Led Zeppelin reappeared more than two years later, in Europe, for a few live shows, the band headed back to the studio to record "In Through The Out Door" which was issued in September 1979, the album was another transatlantic success and soared to the top of the albums charts in U.S. and Europe.
On September 25, 1980 another tragedy struck when Zeppelin's drummer, 32-year-old John Bonham was found dead in his bed following an all-day drinking binge.
Before the year's end, the surviving members reported that without Bonham, Led Zeppelin could not be a band and broke up.

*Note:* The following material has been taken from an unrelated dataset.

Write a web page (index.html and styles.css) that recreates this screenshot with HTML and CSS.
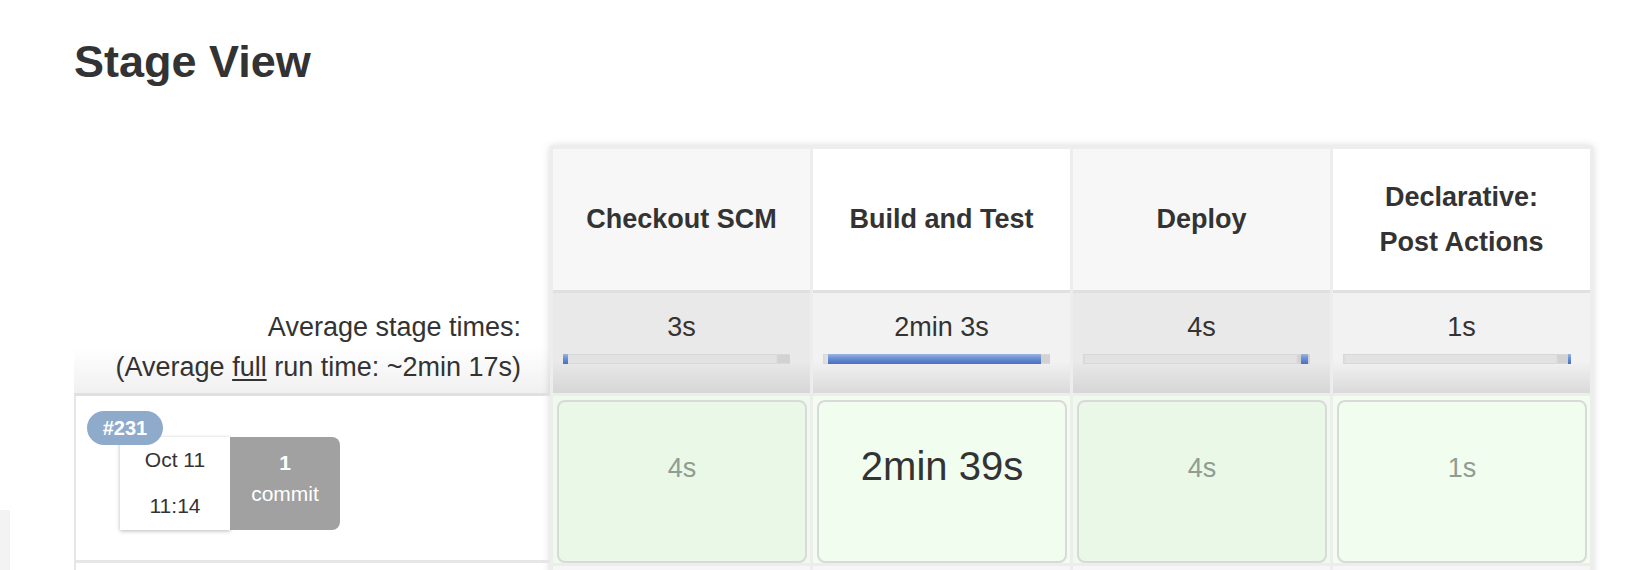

Robert Plant pursued a solo career
and released the album, "Pictures At Eleven" in 1982, during
the same year Jimmy Page issued a collection of archive material, "Coda",
which rose to #4 o the British chart and to #6 on the U.S. Top 200 LPs &
Tapes list, its single "Darlene" peaked at #4 on Mainstream
Two years later Plant and Page reunited in The Honeydrippers releasing a mini-album of oldies cover, titled "Volume One".
In December 2007, some 27 years after the band disbanded, the surviving members of Led Zeppelin reunited along with John Bonham's son, Jason, for the rightly acclaimed London's O2 Arena show; when it was announced, more than 20 million requests for tickets flooded in but only 18,000 fans had the opportunity to see the performance.
In November 2012 this triumphant reunion was finally released as "Celebration Day", a live album available either as an audio or a CD/DVD set.